_WHAT YOU SHOULD DO_
Report only the number of lines in this material that include "components".

::::

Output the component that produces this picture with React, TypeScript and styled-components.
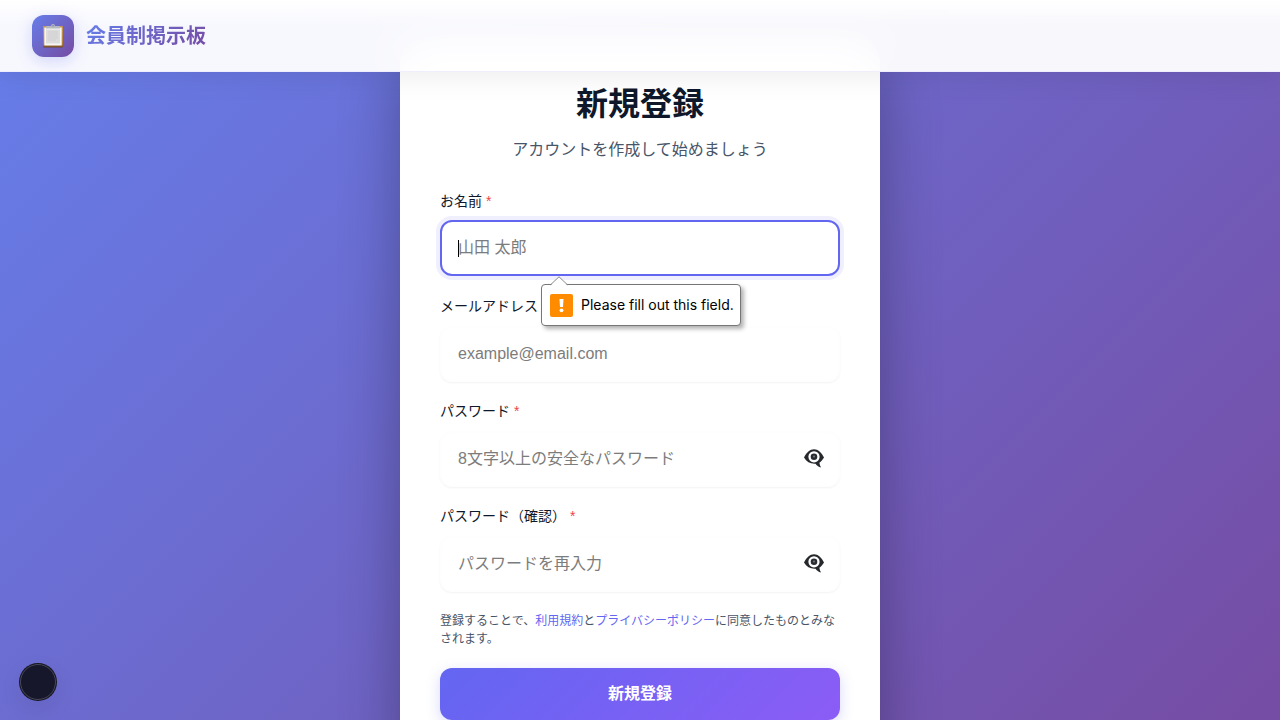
import React, { useState } from "react";
import styled, { createGlobalStyle } from "styled-components";

const GlobalStyle = createGlobalStyle`
  *, *::before, *::after { box-sizing: border-box; }
  body {
    margin: 0;
    background: #fff;
    color: #0f172a;
    font-family: "Liberation Sans", "Noto Sans CJK JP", sans-serif;
    font-size: 16px;
  }
`;

const Page = styled.div`
  position: relative;
  height: 100vh;
  overflow: hidden;
`;

const Header = styled.header`
  position: absolute;
  top: 0;
  left: 0;
  right: 0;
  z-index: 10;
  height: 72px;
  display: flex;
  align-items: center;
  padding: 0 32px;
  background: linear-gradient(180deg, #fff 0, rgba(255, 255, 255, 0.95) 26px);
  backdrop-filter: blur(20px);
  border-bottom: 1px solid rgba(99, 102, 241, 0.1);
  box-shadow: 0 4px 30px rgba(0, 0, 0, 0.08);
`;

const Brand = styled.a`
  display: flex;
  align-items: center;
  gap: 12px;
  text-decoration: none;
`;

const BrandMark = styled.span`
  display: flex;
  align-items: center;
  justify-content: center;
  width: 42px;
  height: 42px;
  border-radius: 12px;
  background: linear-gradient(135deg, #667eea 0%, #764ba2 100%);
  box-shadow: 0 4px 15px rgba(99, 102, 241, 0.25);
`;

const BrandName = styled.span`
  font-size: 20px;
  font-weight: 700;
  line-height: 30px;
  color: transparent;
  background: linear-gradient(135deg, #667eea 0%, #764ba2 100%);
  background-clip: text;
  -webkit-background-clip: text;
`;

const Main = styled.main`
  display: flex;
  justify-content: center;
  align-items: flex-start;
  min-height: 100%;
  padding: 39px 20px 0;
  background: linear-gradient(135deg, #667eea 0%, #764ba2 100%);
`;

const Card = styled.section`
  width: 100%;
  max-width: 480px;
  padding: 40px;
  border-radius: 24px;
  background: #fff;
  box-shadow: 0 20px 60px rgba(0, 0, 0, 0.3);
`;

const Title = styled.h1`
  margin: 0 0 8px;
  font-size: 32px;
  font-weight: 700;
  line-height: 50px;
  text-align: center;
`;

const Subtitle = styled.p`
  margin: 0 0 28px;
  line-height: 26px;
  text-align: center;
  color: #475569;
`;

const FieldGroup = styled.div`
  margin-bottom: 19px;
`;

const Label = styled.label`
  display: block;
  margin-bottom: 10px;
  font-size: 14px;
  font-weight: 400;
  line-height: 20px;
`;

const Required = styled.span`
  color: #ef4444;
`;

const Control = styled.div`
  position: relative;
`;

const TextInput = styled.input<{ $active?: boolean }>`
  display: block;
  width: 100%;
  height: 56px;
  padding: 0 16px;
  border: 2px solid ${(p) => (p.$active ? "#6366f1" : "#fefefe")};
  border-radius: 12px;
  outline: none;
  background: #fff;
  color: #0f172a;
  caret-color: ${(p) => (p.$active ? "transparent" : "auto")};
  font: inherit;
  transform: ${(p) => (p.$active ? "translateY(-1px)" : "none")};
  box-shadow: ${(p) =>
    p.$active ? "0 0 0 4px rgba(99, 102, 241, 0.1)" : "0 1px 2px rgba(0, 0, 0, 0.05)"};
  &::placeholder {
    color: #7c7c7c;
    opacity: 1;
  }
`;

const Caret = styled.span`
  position: absolute;
  top: 19px;
  left: 18px;
  width: 1px;
  height: 17px;
  background: #000;
`;

const RevealButton = styled.button`
  position: absolute;
  top: 13px;
  right: 12px;
  display: flex;
  align-items: center;
  justify-content: center;
  width: 28px;
  height: 28px;
  padding: 0;
  border: 0;
  background: none;
  cursor: pointer;
`;

const Tooltip = styled.div`
  position: absolute;
  top: 63px;
  left: 101px;
  z-index: 5;
  display: flex;
  align-items: center;
  gap: 8px;
  height: 42px;
  padding: 0 6px 0 8px;
  border: 1px solid #767676;
  border-radius: 4px;
  background: #fff;
  color: #000;
  font-family: Inter, sans-serif;
  font-size: 14px;
  line-height: 20px;
  white-space: nowrap;
  box-shadow: 3px 3px 4px rgba(0, 0, 0, 0.3);
`;

const TooltipArrow = styled.svg`
  position: absolute;
  top: -9px;
  left: 8px;
`;

const Terms = styled.p`
  margin: 20px 0;
  font-size: 12px;
  line-height: 18px;
  color: #475569;
`;

const TermsLink = styled.a`
  color: #6366f1;
  text-decoration: none;
`;

const SubmitButton = styled.button`
  display: block;
  width: 100%;
  height: 52px;
  padding: 0 16px 4px;
  border: 0;
  border-radius: 12px;
  background: linear-gradient(135deg, #6366f1 0%, #8b5cf6 100%);
  color: #fff;
  font: inherit;
  font-weight: 700;
  box-shadow: 0 4px 14px rgba(99, 102, 241, 0.25);
  cursor: pointer;
`;

const DevButton = styled.button`
  position: absolute;
  left: 20px;
  bottom: 20px;
  width: 36px;
  height: 36px;
  padding: 0;
  border: 1px solid #47475a;
  border-radius: 50%;
  background: #17172b;
  box-shadow: 0 0 0 1px #171720, 0 8px 24px rgba(0, 0, 0, 0.08);
`;

const ClipboardIcon = () => (
  <svg width="22" height="26" viewBox="0 0 22 26" aria-hidden="true">
    <defs>
      <linearGradient id="board" x1="0" y1="0" x2="0" y2="1">
        <stop offset="0" stopColor="#c9974f" />
        <stop offset="0.85" stopColor="#b07c3c" />
        <stop offset="1" stopColor="#6f4a25" />
      </linearGradient>
    </defs>
    <rect x="1" y="3" width="20" height="21.500" rx="0.8" fill="url(#board)" />
    <rect x="2.300" y="4.500" width="17.400" height="18" fill="#f6f6f6" />
    <rect x="4" y="6.500" width="14" height="14" fill="#dcdcdc" />
    <path d="M6 9h10M6 11h10M6 13h10M6 15h10M6 17h8" stroke="#cfcfcf" strokeWidth="1" />
    <path d="M4 5.500V4q0-1 1-1h4q0-2 2-2t2 2h4q1 0 1 1v1.500z" fill="#b4b8bf" />
    <circle cx="11" cy="2.800" r="0.800" fill="#7f83a9" />
  </svg>
);

const EyeIcon = () => (
  <svg width="22" height="22" viewBox="0 0 22 22" aria-hidden="true">
    <path
      d="M1 10.500C3.500 5.500 7 2.300 11 2.300s7.500 3.200 10 8.200c-1.300 2.300-2.900 4-4.600 5.200.2 1.700.7 3.300 1.600 4.700-2.500-.5-4.300-1.900-5.500-3.700C7.400 17 3.600 15 1 10.500z"
      fill="#25282c"
    />
    <circle cx="11" cy="9.800" r="5.600" fill="#fff" />
    <circle cx="11" cy="9.800" r="3.300" fill="#292c30" />
    <circle cx="11" cy="9.500" r="0.900" fill="#7b8188" />
  </svg>
);

type FieldProps = {
  id: string;
  label: string;
  type?: string;
  placeholder: string;
  active?: boolean;
  error?: string;
};

function Field({ id, label, type = "text", placeholder, active, error }: FieldProps) {
  const [shown, setShown] = useState(false);
  const secret = type === "password";
  return (
    <FieldGroup>
      <Label htmlFor={id}>
        {label} <Required>*</Required>
      </Label>
      <Control>
        <TextInput
          id={id}
          name={id}
          type={secret && shown ? "text" : type}
          placeholder={placeholder}
          $active={active}
          required
        />
        {active && <Caret />}
        {secret && (
          <RevealButton type="button" aria-label="パスワードを表示" onClick={() => setShown(!shown)}>
            <EyeIcon />
          </RevealButton>
        )}
        {error && (
          <Tooltip role="alert">
            <TooltipArrow width="18" height="10" viewBox="0 0 18 10" aria-hidden="true">
              <path d="M0 10L1 9 9 1l8 8 1 1z" fill="#fff" />
              <path d="M0.500 8.800L9 0.800l8.500 8" fill="none" stroke="#8a8a8a" />
            </TooltipArrow>
            <svg width="23" height="23" viewBox="0 0 23 23" aria-hidden="true">
              <rect width="23" height="23" rx="2" fill="#ff8c00" />
              <path d="M9.500 5h4l-.5 8h-3z" fill="#fff" />
              <circle cx="11.500" cy="16.300" r="1.900" fill="#fff" />
            </svg>
            <span>{error}</span>
          </Tooltip>
        )}
      </Control>
    </FieldGroup>
  );
}

export default function App() {
  return (
    <Page lang="ja">
      <GlobalStyle />
      <Main>
        <Card>
          <Title>新規登録</Title>
          <Subtitle>アカウントを作成して始めましょう</Subtitle>
          <form noValidate onSubmit={(e) => e.preventDefault()}>
            <Field
              id="name"
              label="お名前"
              placeholder="山田 太郎"
              active
              error="Please fill out this field."
            />
            <Field id="email" label="メールアドレス" type="email" placeholder="example@email.com" />
            <Field
              id="password"
              label="パスワード"
              type="password"
              placeholder="8文字以上の安全なパスワード"
            />
            <Field
              id="confirm"
              label="パスワード（確認）"
              type="password"
              placeholder="パスワードを再入力"
            />
            <Terms>
              登録することで、<TermsLink href="#terms">利用規約</TermsLink>と
              <TermsLink href="#privacy">プライバシーポリシー</TermsLink>
              に同意したものとみなされます。
            </Terms>
            <SubmitButton type="submit">新規登録</SubmitButton>
          </form>
        </Card>
      </Main>
      <Header>
        <Brand href="#home">
          <BrandMark>
            <ClipboardIcon />
          </BrandMark>
          <BrandName>会員制掲示板</BrandName>
        </Brand>
      </Header>
      <DevButton type="button" aria-label="開発ツール" />
    </Page>
  );
}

::::

_TASK RESULT_
2